- _Request_: From the very first line of the data to the line containing "import React from", retype everything exactly, leaving the pictures behind.
────
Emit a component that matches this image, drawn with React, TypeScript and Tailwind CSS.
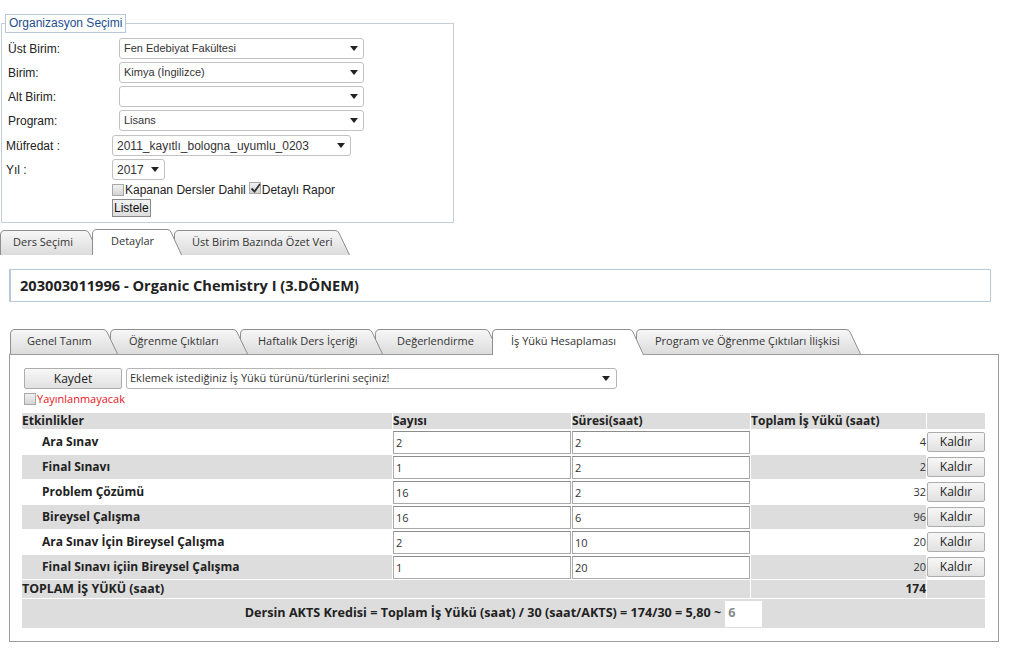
import React from "react";

const rows = [
  { name: "Ara Sınav", count: "2", dur: "2", total: "4" },
  { name: "Final Sınavı", count: "1", dur: "2", total: "2" },
  { name: "Problem Çözümü", count: "16", dur: "2", total: "32" },
  { name: "Bireysel Çalışma", count: "16", dur: "6", total: "96" },
  { name: "Ara Sınav İçin Bireysel Çalışma", count: "2", dur: "10", total: "20" },
  { name: "Final Sınavı içiin Bireysel Çalışma", count: "1", dur: "20", total: "20" },
];

const topTabs = [
  { label: "Ders Seçimi", w: 100, cls: "w-[100px] pl-[13px]" },
  { label: "Detaylar", w: 90, cls: "w-[90px] pl-[19px]", active: true },
  { label: "Üst Birim Bazında Özet Veri", w: 176, cls: "w-[176px] pl-[18px]" },
];

const innerTabs = [
  { label: "Genel Tanım", w: 108, cls: "w-[108px] pl-[17px]" },
  { label: "Öğrenme Çıktıları", w: 138, cls: "w-[138px] pl-[19px]" },
  { label: "Haftalık Ders İçeriği", w: 143, cls: "w-[143px] pl-[18px]" },
  { label: "Değerlendirme", w: 125, cls: "w-[125px] pl-[22px]" },
  { label: "İş Yükü Hesaplaması", w: 152, cls: "w-[152px] pl-[19px]", active: true },
  { label: "Program ve Öğrenme Çıktıları İlişkisi", w: 225, cls: "w-[225px] pl-[19px]" },
];

function Caret() {
  return (
    <svg width="8" height="5" viewBox="0 0 8 5" className="shrink-0">
      <path d="M0 0h8L4 5z" fill="#222" />
    </svg>
  );
}

function Select({ text, cls, textCls }: { text: string; cls: string; textCls?: string }) {
  return (
    <div className={`flex h-[21px] items-center justify-between rounded-[3px] border border-[#c2c2c2] bg-white pl-[4px] pr-[5px] text-[#333] ${cls}`}>
      <span className={textCls ?? "text-[11px]"}>{text}</span>
      <Caret />
    </div>
  );
}

function Check({ checked }: { checked?: boolean }) {
  return (
    <span className="relative inline-block h-[12px] w-[12px] shrink-0 border border-[#a9a9a9] bg-gradient-to-b from-[#f1f1f1] to-[#d4d4d4]">
      {checked && (
        <svg width="11" height="11" viewBox="0 0 11 11" className="absolute left-0 top-0">
          <path d="M1.5 5.5l3 3 5.5-7.5" stroke="#333" strokeWidth="1.8" fill="none" />
        </svg>
      )}
    </span>
  );
}

function Tab({ label, w, cls, active, z, panel, idx }: { label: string; w: number; cls: string; active?: boolean; z: number; panel?: boolean; idx: string }) {
  const h = active ? 26 : 25;
  const d = `M0.5 ${h} V5 Q0.5 0.5 5 0.5 H${w - 15} Q${w - 12} 0.5 ${w - 11} 3 L${w - 0.5} ${h}`;
  return (
    <div
      className={`relative shrink-0 first:ml-0 -ml-[8px] ${cls} ${active ? "h-[26px]" : panel ? "mb-px h-[25px]" : "h-[25px]"}`}
      style={{ zIndex: z }}
    >
      <svg width={w} height={h} className="absolute left-0 top-0">
        <defs>
          <linearGradient id={`g-${idx}`} x1="0" y1="0" x2="0" y2="1">
            <stop offset="0" stopColor="#f7f7f7" />
            <stop offset="1" stopColor="#dcdcdc" />
          </linearGradient>
        </defs>
        <path d={d + " Z"} fill={active ? "#ffffff" : `url(#g-${idx})`} stroke="none" />
        <path d={d} fill="none" stroke="#8e8e8e" strokeWidth="1" />
      </svg>
      <div className="relative flex h-[25px] items-center text-[11px] text-[#333]">{label}</div>
    </div>
  );
}

function Btn({ children, cls }: { children: React.ReactNode; cls: string }) {
  return (
    <button className={`flex items-center justify-center rounded-[2px] border border-[#adadad] bg-gradient-to-b from-[#f7f7f7] to-[#e1e1e1] text-[12px] text-[#222] ${cls}`}>
      {children}
    </button>
  );
}

export default function App() {
  return (
    <div className="min-h-[661px] w-[1024px] bg-white text-[#222]">
      {/* organizasyon */}
      <div className="pt-[14px] font-['Liberation_Sans',Arial,sans-serif] text-[12px]">
        <fieldset className="ml-px w-[453px] border border-[#c3ced9] px-[3px] pb-[5px]">
          <legend className="border border-[#b9c8d8] px-[3px] text-[12px] leading-[17px] text-[#1d4e8c]">Organizasyon Seçimi</legend>
          <div className="mt-[5px] flex flex-col">
            {[
              ["Üst Birim:", "Fen Edebiyat Fakültesi"],
              ["Birim:", "Kimya (İngilizce)"],
              ["Alt Birim:", ""],
              ["Program:", "Lisans"],
            ].map(([l, v]) => (
              <div key={l} className="mb-[3px] flex h-[21px] items-center">
                <span className="w-[114px] pl-[3px]">{l}</span>
                <Select text={v} cls="w-[245px]" />
              </div>
            ))}
            <div className="mb-[3px] mt-px flex h-[21px] items-center">
              <span className="w-[107px] pl-px">Müfredat :</span>
              <Select text="2011_kayıtlı_bologna_uyumlu_0203" cls="w-[239px]" textCls="text-[12px]" />
            </div>
            <div className="flex h-[21px] items-center">
              <span className="w-[107px] pl-px">Yıl :</span>
              <Select text="2017" cls="w-[53px]" textCls="text-[12px]" />
            </div>
            <div className="ml-[107px] mt-[3px] flex h-[13px] items-center">
              <Check />
              <span className="ml-px">Kapanan Dersler Dahil</span>
              <span className="ml-[3px]"><Check checked /></span>
              <span className="ml-px">Detaylı Rapor</span>
            </div>
            <div className="ml-[107px] mt-[3px]">
              <button className="h-[18px] border border-[#8a8a8a] bg-gradient-to-b from-[#f2f2f2] to-[#dddddd] px-[1px] text-[12px] leading-[16px] text-[#111]">
                Listele
              </button>
            </div>
          </div>
        </fieldset>
      </div>

      <div className="font-['Open_Sans',sans-serif]">
        {/* top tabs */}
        <div className="mt-[6px] flex items-end">
          {topTabs.map((t, i) => (
            <Tab key={t.label} {...t} idx={`t${i}`} z={t.active ? 20 : 10 - i} />
          ))}
        </div>

        {/* course header */}
        <div className="ml-[9px] mt-[14px] flex h-[33px] w-[982px] items-center border border-l-2 border-[#b9c9d7] pl-[9px] text-[14.6px] font-bold text-[#222]">
          203003011996 - Organic Chemistry I (3.DÖNEM)
        </div>

        {/* inner tabs */}
        <div className="relative z-10 -mb-px ml-[10px] mt-[27px] flex items-end">
          {innerTabs.map((t, i) => (
            <Tab key={t.label} {...t} panel idx={`i${i}`} z={t.active ? 20 : 10 - i} />
          ))}
        </div>

        <div className="ml-[9px] w-[990px] border border-[#9c9c9c] bg-white pb-[12px] pl-[11px] pt-[13px]">
          <div className="ml-[3px] flex items-center gap-[4px]">
            <Btn cls="h-[21px] w-[98px]">Kaydet</Btn>
            <div className="flex h-[21px] w-[491px] items-center justify-between rounded-[3px] border border-[#b5b5b5] bg-white pl-[3px] pr-[6px] text-[11px] text-[#333]">
              <span>Eklemek istediğiniz İş Yükü türünü/türlerini seçiniz!</span>
              <Caret />
            </div>
          </div>
          <div className="ml-[3px] mt-[3px] flex h-[14px] items-center text-[11px] text-[#e8141b]">
            <Check />
            <span className="ml-px">Yayınlanmayacak</span>
          </div>

          <table className="mt-[6px] w-[965px] table-fixed border-separate border-spacing-[1px] text-[12px]">
            <colgroup>
              <col className="w-[370px]" />
              <col className="w-[178px]" />
              <col className="w-[178px]" />
              <col className="w-[175px]" />
              <col className="w-[58px]" />
            </colgroup>
            <thead>
              <tr className="h-[16px] bg-[#dddddd] text-left font-bold">
                <td className="p-0 leading-[16px]">Etkinlikler</td>
                <td className="p-0 leading-[16px]">Sayısı</td>
                <td className="p-0 leading-[16px]">Süresi(saat)</td>
                <td className="p-0 leading-[16px]">Toplam İş Yükü (saat)</td>
                <td className="p-0" />
              </tr>
            </thead>
            <tbody>
              {rows.map((r, i) => {
                const bg = i % 2 === 1 ? "bg-[#dddddd]" : "bg-white";
                return (
                  <tr key={r.name} className="h-[24px]">
                    <td className={`p-0 pl-[20px] font-bold ${bg}`}>{r.name}</td>
                    <td className="p-0">
                      <input readOnly value={r.count} className="block h-[23px] w-full border border-[#a9a9a9] border-t-[#8c8c8c] px-[2px] text-[11px] text-[#333] outline-none" />
                    </td>
                    <td className="p-0">
                      <input readOnly value={r.dur} className="block h-[23px] w-full border border-[#a9a9a9] border-t-[#8c8c8c] px-[2px] text-[11px] text-[#333] outline-none" />
                    </td>
                    <td className={`p-0 text-right text-[11px] text-[#333] ${bg}`}>{r.total}</td>
                    <td className="p-0">
                      <Btn cls="h-[20px] w-[58px]">Kaldır</Btn>
                    </td>
                  </tr>
                );
              })}
              <tr className="h-[18px] font-bold">
                <td colSpan={3} className="bg-[#dddddd] p-0 text-[12.4px] leading-[18px]">TOPLAM İŞ YÜKÜ (saat)</td>
                <td className="bg-[#dddddd] p-0 text-right leading-[18px]">174</td>
                <td className="bg-[#dddddd] p-0" />
              </tr>
              <tr className="h-[29px]">
                <td colSpan={5} className="bg-[#dddddd] p-0">
                  <div className="flex items-center justify-center text-[12.6px] font-bold">
                    <span>Dersin AKTS Kredisi = Toplam İş Yükü (saat) / 30 (saat/AKTS) = 174/30 = 5,80 ~</span>
                    <span className="ml-[4px] flex h-[26px] w-[37px] items-center bg-white pl-[3px] text-[#8a8a8a]">6</span>
                  </div>
                </td>
              </tr>
            </tbody>
          </table>
        </div>
      </div>
    </div>
  );
}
────
- _Correct answer_:
Emit a component that matches this image, drawn with React, TypeScript and Tailwind CSS.
import React from "react";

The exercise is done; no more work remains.